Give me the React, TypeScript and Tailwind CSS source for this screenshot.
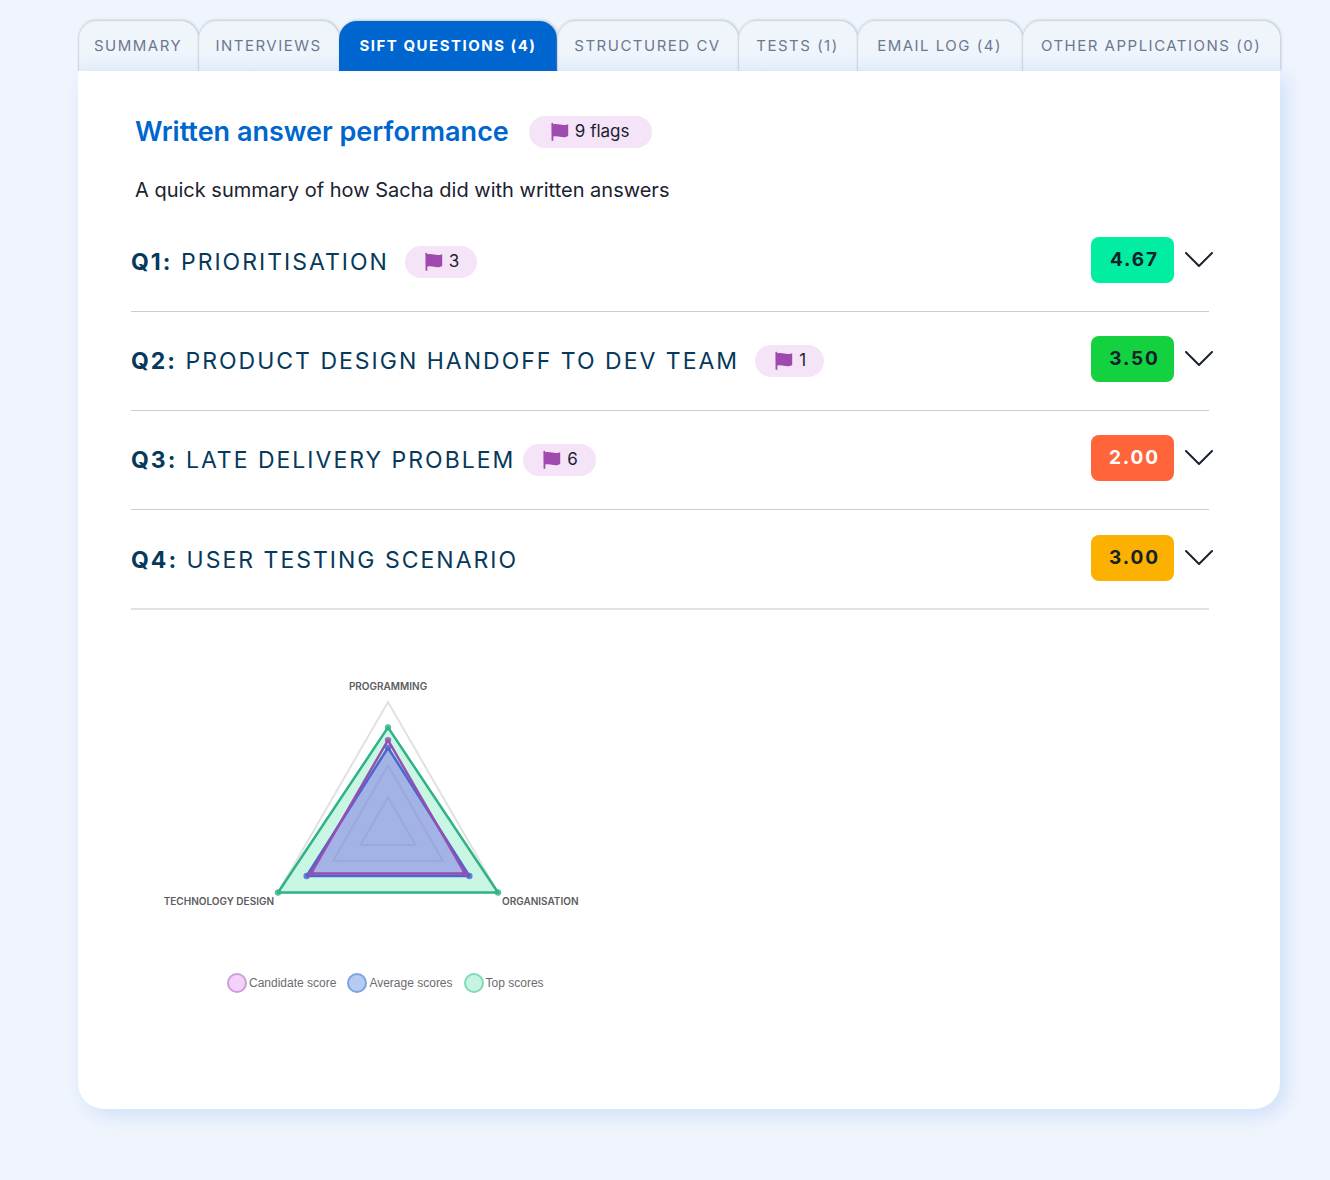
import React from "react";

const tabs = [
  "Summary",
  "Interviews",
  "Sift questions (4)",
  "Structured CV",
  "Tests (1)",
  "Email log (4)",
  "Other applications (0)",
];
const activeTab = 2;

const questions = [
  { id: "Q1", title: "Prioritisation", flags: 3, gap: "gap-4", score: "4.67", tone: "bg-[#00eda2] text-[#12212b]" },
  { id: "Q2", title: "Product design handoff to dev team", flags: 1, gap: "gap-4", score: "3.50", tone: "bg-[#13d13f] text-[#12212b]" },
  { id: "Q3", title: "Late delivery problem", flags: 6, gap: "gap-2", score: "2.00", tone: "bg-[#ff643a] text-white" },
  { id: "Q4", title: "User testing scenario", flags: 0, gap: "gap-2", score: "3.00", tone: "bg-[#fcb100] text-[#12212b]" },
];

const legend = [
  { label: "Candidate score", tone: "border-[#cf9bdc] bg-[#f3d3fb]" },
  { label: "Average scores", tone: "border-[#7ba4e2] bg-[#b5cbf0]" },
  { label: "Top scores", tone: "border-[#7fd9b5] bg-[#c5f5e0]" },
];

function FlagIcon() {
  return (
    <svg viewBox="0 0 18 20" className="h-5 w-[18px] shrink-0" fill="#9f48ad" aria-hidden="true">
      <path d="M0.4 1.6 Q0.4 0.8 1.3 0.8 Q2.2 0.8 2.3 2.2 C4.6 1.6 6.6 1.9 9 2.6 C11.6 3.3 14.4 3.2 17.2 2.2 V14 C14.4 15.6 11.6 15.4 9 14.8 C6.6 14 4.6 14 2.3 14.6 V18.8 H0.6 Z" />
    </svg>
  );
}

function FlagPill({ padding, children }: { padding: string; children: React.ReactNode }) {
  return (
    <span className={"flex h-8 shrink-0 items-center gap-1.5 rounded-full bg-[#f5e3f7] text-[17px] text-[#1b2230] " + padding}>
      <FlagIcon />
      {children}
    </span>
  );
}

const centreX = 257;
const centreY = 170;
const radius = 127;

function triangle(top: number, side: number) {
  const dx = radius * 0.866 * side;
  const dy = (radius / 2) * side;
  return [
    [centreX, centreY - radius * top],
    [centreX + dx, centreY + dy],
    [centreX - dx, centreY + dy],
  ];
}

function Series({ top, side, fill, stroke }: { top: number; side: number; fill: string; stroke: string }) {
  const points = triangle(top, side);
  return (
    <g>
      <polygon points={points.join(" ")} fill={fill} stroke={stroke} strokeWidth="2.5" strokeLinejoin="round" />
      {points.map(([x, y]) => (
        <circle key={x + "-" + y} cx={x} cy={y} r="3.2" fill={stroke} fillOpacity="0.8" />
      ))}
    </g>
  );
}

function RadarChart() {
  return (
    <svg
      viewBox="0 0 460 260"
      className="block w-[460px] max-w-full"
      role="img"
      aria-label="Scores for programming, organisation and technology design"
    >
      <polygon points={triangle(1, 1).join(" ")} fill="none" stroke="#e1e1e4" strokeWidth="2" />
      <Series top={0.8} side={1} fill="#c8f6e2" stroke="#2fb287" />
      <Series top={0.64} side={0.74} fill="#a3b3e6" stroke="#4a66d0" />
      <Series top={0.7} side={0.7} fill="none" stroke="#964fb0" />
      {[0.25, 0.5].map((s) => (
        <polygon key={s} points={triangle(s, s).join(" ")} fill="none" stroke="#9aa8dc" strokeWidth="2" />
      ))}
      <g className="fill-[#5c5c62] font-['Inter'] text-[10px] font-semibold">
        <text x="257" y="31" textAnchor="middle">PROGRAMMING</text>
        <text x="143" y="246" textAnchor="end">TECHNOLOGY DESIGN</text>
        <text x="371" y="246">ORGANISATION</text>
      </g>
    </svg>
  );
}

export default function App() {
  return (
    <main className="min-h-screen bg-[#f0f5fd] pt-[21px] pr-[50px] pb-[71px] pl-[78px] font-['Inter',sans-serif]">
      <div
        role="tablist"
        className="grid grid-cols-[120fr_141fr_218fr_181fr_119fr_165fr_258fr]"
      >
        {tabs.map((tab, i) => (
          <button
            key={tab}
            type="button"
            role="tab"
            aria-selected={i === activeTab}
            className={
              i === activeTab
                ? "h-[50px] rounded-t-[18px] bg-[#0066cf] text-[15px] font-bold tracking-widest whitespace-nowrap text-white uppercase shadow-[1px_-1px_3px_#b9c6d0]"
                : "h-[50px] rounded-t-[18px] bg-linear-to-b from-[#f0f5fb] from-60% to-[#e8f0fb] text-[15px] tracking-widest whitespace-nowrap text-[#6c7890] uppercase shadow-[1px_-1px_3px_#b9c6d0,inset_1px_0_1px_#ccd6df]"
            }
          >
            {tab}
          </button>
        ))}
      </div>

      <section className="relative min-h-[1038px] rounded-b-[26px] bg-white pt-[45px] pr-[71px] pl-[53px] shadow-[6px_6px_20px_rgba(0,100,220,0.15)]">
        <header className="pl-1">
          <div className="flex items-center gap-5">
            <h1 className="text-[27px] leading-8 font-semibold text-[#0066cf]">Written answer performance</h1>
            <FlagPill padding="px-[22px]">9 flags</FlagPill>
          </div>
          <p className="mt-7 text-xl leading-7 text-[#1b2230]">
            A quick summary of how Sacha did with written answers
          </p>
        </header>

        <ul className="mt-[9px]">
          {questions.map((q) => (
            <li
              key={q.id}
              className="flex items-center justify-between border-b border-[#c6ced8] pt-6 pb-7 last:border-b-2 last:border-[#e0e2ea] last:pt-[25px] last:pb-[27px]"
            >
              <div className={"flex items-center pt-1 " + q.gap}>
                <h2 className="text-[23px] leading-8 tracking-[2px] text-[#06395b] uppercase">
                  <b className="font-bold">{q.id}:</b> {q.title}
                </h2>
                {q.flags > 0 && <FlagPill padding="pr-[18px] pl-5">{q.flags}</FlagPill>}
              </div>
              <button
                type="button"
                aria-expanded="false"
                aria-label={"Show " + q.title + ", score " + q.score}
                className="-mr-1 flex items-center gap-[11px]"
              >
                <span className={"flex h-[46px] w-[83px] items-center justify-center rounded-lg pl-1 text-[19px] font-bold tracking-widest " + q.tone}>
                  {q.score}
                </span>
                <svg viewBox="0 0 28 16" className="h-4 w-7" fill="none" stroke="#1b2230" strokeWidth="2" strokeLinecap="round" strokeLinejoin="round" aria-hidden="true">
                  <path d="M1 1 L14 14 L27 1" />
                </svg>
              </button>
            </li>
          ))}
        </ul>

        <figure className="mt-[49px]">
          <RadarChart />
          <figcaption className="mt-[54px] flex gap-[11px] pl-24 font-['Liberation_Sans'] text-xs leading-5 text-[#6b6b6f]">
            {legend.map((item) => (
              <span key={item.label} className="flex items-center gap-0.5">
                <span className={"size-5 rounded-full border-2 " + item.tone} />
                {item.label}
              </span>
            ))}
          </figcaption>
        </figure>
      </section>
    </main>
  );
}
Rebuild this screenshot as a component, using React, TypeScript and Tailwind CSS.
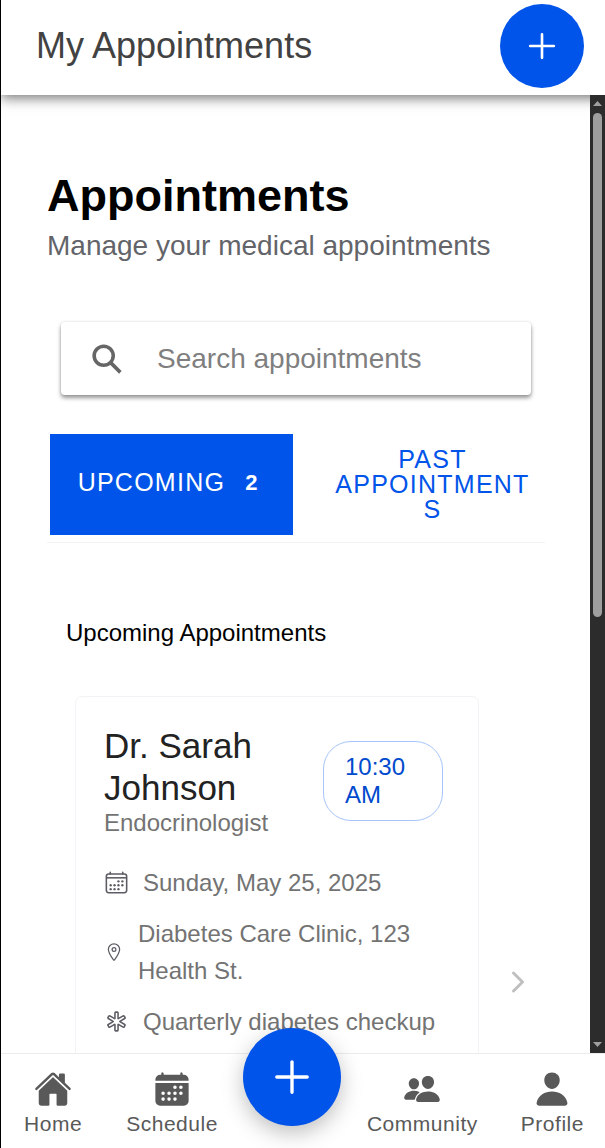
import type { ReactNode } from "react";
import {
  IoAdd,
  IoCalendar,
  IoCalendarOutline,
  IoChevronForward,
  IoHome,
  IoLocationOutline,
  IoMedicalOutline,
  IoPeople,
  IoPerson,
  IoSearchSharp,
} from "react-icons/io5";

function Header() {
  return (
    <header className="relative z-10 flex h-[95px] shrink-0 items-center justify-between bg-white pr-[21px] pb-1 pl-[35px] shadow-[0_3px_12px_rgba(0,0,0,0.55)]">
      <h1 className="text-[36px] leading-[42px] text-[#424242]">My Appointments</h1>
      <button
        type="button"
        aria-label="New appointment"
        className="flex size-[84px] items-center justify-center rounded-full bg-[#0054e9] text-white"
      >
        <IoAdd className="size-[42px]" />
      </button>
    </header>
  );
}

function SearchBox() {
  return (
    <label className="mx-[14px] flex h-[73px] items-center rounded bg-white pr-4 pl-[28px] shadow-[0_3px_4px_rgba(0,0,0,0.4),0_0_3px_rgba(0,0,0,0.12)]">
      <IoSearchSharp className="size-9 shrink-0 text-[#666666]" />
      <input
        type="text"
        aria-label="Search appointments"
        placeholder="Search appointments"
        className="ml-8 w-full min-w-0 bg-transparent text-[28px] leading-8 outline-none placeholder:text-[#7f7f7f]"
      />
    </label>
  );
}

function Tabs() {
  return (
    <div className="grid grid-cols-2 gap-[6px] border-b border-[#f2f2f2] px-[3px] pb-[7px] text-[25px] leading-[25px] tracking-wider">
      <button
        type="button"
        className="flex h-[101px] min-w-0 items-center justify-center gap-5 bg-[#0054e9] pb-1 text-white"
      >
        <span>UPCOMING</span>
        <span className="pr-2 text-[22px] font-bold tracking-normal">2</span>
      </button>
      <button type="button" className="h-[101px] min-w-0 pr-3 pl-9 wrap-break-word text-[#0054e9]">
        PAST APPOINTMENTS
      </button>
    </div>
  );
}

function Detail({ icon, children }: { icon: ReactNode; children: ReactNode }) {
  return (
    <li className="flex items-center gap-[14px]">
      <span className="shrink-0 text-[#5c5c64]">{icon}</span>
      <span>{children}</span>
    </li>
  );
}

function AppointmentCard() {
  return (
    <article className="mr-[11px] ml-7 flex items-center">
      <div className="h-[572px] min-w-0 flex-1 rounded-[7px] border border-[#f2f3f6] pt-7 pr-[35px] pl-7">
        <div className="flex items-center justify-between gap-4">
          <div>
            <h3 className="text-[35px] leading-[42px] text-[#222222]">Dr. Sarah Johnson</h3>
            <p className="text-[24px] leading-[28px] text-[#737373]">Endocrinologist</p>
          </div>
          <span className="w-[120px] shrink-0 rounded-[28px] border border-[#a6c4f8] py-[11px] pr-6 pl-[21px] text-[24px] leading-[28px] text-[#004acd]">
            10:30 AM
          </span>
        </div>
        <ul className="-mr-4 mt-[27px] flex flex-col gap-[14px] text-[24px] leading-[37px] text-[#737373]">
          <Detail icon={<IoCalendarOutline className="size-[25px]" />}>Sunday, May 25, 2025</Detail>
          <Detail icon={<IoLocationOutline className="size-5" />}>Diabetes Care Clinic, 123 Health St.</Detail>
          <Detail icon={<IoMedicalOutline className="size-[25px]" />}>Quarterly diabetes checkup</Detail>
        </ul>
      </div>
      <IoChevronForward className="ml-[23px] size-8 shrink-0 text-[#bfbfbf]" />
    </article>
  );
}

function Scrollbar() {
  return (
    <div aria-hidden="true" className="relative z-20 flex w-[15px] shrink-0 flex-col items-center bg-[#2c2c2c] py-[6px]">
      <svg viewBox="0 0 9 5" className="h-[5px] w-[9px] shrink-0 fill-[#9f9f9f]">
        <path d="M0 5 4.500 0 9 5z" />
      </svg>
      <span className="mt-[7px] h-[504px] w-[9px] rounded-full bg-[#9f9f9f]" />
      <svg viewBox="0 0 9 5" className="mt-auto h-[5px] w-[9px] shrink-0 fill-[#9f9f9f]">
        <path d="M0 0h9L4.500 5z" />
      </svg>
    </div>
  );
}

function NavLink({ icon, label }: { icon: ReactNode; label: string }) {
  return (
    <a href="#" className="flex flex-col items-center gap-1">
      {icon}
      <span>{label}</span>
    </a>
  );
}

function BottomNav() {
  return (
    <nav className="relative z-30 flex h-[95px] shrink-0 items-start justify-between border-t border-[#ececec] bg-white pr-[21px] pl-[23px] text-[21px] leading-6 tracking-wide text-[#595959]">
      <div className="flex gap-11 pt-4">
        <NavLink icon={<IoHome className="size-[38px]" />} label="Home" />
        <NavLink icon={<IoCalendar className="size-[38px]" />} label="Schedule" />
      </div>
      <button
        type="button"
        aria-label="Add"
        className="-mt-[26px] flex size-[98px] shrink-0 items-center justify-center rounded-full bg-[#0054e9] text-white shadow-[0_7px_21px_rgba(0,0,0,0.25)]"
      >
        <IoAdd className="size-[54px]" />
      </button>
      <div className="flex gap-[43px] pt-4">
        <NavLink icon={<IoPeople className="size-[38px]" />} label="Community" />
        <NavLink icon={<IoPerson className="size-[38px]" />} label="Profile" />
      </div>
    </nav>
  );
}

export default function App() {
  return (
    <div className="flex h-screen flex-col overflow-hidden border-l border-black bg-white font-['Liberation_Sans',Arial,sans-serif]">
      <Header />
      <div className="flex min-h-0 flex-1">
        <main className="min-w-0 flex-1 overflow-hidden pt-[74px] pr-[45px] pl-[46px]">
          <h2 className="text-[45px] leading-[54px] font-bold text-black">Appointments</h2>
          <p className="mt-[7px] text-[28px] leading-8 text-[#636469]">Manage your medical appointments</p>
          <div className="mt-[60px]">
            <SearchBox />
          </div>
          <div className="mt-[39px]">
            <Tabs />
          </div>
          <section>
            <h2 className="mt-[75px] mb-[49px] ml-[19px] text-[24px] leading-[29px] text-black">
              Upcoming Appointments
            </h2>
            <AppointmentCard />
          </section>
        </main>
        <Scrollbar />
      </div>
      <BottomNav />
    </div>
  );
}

•••••

Exactly as they appear, print the lines of the listing above from its first line through the line that contains "const activeTab = 2;", minus the pictures.

Give me the React, TypeScript and Tailwind CSS source for this screenshot.
import React from "react";

const tabs = [
  "Summary",
  "Interviews",
  "Sift questions (4)",
  "Structured CV",
  "Tests (1)",
  "Email log (4)",
  "Other applications (0)",
];
const activeTab = 2;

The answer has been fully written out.